══ Stored records

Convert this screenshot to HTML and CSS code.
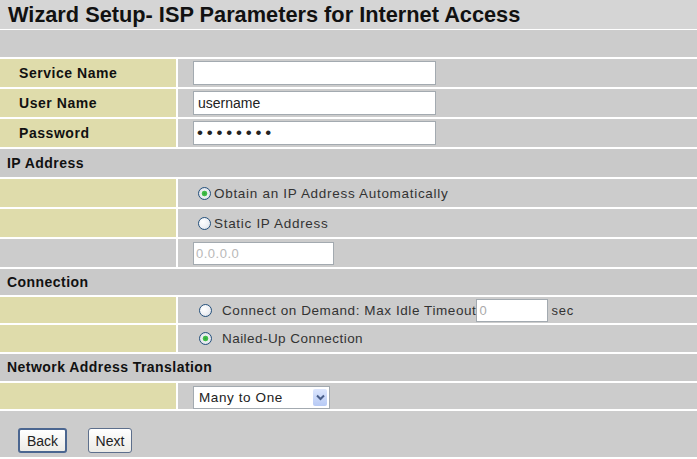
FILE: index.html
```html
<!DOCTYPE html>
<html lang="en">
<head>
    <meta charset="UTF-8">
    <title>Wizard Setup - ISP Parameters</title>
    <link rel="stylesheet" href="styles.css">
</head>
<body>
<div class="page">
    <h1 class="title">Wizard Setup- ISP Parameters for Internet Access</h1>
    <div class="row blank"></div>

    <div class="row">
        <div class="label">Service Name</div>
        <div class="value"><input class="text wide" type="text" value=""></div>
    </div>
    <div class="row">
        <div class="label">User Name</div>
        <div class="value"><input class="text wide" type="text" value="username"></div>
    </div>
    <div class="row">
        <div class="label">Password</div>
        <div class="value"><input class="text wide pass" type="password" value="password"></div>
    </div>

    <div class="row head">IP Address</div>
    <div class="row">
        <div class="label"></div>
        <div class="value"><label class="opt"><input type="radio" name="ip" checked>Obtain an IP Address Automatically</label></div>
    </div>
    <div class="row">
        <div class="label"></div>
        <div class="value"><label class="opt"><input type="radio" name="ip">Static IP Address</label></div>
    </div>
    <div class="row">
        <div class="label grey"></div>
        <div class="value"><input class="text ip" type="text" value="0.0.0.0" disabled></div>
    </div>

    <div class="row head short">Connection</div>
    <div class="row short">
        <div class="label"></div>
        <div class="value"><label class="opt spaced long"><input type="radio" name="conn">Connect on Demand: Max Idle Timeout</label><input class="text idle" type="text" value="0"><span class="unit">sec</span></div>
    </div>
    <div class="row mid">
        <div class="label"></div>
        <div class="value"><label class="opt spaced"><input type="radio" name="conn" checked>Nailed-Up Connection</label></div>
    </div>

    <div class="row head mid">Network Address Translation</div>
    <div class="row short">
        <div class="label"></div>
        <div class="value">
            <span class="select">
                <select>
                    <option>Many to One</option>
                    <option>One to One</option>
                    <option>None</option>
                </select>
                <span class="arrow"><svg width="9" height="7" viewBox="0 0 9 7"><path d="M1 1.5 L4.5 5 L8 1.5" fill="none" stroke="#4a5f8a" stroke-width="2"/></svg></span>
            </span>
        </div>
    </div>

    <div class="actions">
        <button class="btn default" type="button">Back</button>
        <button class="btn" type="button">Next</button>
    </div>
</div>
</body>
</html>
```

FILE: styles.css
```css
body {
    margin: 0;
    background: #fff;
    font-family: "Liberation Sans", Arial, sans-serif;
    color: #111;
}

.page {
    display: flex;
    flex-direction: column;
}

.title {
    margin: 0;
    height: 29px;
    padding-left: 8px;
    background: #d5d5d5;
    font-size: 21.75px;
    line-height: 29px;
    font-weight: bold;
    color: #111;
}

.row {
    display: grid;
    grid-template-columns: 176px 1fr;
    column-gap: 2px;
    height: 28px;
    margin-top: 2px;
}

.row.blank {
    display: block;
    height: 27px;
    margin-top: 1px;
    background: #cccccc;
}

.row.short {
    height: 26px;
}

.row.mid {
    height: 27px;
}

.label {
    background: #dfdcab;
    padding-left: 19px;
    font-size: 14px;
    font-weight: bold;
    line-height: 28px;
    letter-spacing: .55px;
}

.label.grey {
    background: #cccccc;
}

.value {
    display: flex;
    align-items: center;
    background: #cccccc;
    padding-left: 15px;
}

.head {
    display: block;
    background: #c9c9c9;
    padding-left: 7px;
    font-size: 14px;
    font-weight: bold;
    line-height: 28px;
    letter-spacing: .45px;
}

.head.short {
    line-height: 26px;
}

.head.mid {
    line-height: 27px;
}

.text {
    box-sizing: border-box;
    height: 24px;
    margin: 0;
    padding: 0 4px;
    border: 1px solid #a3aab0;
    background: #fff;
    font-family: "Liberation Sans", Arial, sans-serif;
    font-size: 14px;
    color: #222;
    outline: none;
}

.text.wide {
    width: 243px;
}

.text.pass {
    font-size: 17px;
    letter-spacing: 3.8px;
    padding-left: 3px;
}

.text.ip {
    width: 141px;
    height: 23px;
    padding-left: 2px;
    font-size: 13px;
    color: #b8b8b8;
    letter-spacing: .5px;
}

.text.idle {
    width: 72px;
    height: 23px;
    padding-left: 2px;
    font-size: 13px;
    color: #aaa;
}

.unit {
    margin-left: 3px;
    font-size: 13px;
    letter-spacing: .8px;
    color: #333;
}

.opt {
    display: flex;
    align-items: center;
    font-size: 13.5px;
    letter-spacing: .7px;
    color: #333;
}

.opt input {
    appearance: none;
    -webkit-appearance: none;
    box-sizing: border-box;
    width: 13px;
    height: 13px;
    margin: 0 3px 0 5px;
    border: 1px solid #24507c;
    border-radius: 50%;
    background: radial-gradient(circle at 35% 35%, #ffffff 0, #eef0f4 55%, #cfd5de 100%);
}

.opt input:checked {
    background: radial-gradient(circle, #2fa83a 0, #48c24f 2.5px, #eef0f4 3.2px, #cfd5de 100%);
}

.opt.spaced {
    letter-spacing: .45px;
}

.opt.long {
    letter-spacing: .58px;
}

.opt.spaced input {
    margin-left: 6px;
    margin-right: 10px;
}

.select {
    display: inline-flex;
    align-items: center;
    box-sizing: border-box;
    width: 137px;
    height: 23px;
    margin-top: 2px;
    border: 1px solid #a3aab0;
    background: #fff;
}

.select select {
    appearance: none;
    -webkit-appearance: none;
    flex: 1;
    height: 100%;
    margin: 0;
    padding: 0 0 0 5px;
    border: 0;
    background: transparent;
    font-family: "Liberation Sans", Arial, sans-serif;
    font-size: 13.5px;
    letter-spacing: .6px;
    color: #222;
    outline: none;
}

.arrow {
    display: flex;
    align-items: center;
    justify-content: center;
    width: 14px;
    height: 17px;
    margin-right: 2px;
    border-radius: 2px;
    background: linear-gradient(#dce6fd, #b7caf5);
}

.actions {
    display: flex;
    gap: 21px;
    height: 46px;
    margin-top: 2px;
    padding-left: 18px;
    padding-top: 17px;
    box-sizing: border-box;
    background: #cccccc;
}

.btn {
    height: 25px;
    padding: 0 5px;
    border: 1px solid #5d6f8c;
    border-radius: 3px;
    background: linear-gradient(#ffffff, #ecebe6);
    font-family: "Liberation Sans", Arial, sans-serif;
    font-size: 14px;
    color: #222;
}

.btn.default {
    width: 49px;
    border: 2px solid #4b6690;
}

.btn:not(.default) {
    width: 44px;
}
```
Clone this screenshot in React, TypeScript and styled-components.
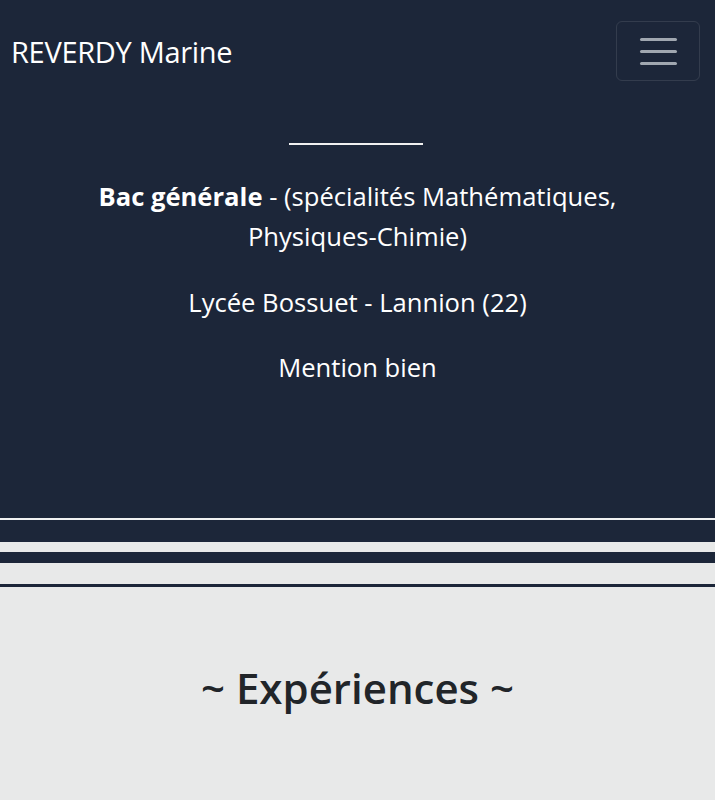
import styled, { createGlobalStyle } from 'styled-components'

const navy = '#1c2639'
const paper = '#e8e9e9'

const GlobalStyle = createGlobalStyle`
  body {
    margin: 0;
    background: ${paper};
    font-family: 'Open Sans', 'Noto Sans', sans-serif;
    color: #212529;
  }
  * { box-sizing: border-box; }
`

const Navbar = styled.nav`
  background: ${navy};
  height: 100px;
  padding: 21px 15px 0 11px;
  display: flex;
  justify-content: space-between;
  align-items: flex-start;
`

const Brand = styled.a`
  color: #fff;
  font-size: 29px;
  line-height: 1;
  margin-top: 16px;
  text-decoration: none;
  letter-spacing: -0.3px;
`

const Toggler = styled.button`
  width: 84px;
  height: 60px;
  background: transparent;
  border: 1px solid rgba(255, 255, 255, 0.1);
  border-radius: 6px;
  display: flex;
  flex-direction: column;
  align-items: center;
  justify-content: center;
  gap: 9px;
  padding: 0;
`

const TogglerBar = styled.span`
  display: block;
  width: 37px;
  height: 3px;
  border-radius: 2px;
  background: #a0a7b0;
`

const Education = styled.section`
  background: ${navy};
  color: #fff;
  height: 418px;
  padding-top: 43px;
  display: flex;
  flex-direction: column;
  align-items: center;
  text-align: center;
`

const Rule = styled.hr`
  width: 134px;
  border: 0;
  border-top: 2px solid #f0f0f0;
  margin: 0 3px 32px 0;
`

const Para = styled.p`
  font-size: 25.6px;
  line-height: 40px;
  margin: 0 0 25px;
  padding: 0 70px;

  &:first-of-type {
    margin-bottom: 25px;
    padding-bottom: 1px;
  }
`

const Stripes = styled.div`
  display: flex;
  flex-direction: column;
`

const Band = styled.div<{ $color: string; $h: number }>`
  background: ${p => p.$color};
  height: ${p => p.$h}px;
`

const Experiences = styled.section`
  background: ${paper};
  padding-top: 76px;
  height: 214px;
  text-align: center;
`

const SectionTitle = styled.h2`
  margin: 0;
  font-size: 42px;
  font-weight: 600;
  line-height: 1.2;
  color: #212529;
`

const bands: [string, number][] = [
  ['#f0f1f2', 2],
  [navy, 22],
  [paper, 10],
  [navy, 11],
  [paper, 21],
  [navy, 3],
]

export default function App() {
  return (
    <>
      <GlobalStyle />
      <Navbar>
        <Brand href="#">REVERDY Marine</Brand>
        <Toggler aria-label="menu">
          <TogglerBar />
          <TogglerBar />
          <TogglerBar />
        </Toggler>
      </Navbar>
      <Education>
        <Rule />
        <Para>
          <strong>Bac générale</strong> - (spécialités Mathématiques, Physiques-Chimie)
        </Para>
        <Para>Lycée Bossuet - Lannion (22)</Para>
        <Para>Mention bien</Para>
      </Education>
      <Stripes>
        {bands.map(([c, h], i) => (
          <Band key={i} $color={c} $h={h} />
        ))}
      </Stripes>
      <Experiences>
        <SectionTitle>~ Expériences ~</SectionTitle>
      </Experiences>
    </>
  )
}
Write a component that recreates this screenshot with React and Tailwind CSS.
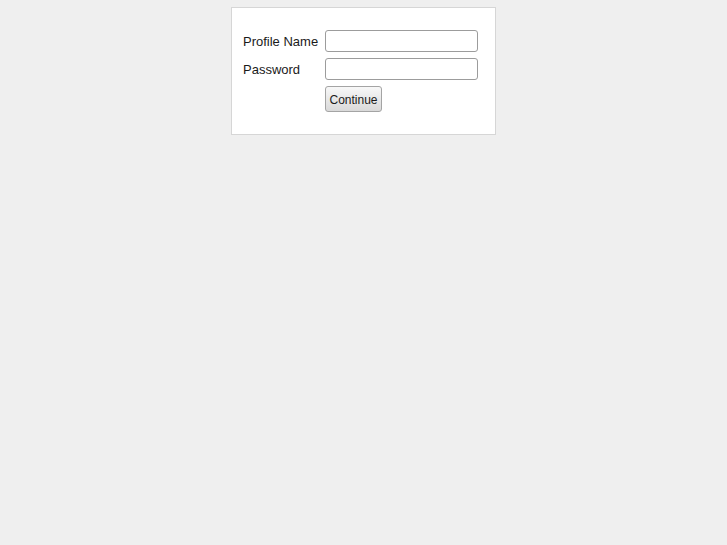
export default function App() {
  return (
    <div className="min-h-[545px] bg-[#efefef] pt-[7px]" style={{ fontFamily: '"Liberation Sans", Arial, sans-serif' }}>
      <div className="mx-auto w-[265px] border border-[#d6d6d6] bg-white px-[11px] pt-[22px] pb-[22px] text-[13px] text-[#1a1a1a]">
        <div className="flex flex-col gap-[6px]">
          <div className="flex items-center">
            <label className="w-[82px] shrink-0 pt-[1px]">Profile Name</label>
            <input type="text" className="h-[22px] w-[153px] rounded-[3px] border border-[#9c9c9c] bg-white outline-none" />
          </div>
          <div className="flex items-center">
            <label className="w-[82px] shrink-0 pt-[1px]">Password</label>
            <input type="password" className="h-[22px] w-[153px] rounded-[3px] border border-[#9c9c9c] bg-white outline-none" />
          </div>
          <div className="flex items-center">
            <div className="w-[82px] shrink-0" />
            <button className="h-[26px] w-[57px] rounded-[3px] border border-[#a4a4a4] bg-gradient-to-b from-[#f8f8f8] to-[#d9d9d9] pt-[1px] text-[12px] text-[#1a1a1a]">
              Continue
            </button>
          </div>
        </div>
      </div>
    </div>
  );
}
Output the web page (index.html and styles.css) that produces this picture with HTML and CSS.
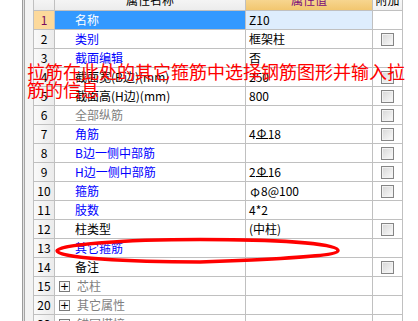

════

> _Task_
Do not include pictures. Give again exactly the lines starting at the one with "Clone this screenshot" and ending at the one with "const paper = '#e8e9e9'", both included.

> _Finished exercise_
Clone this screenshot in React, TypeScript and styled-components.
import styled, { createGlobalStyle } from 'styled-components'

const navy = '#1c2639'
const paper = '#e8e9e9'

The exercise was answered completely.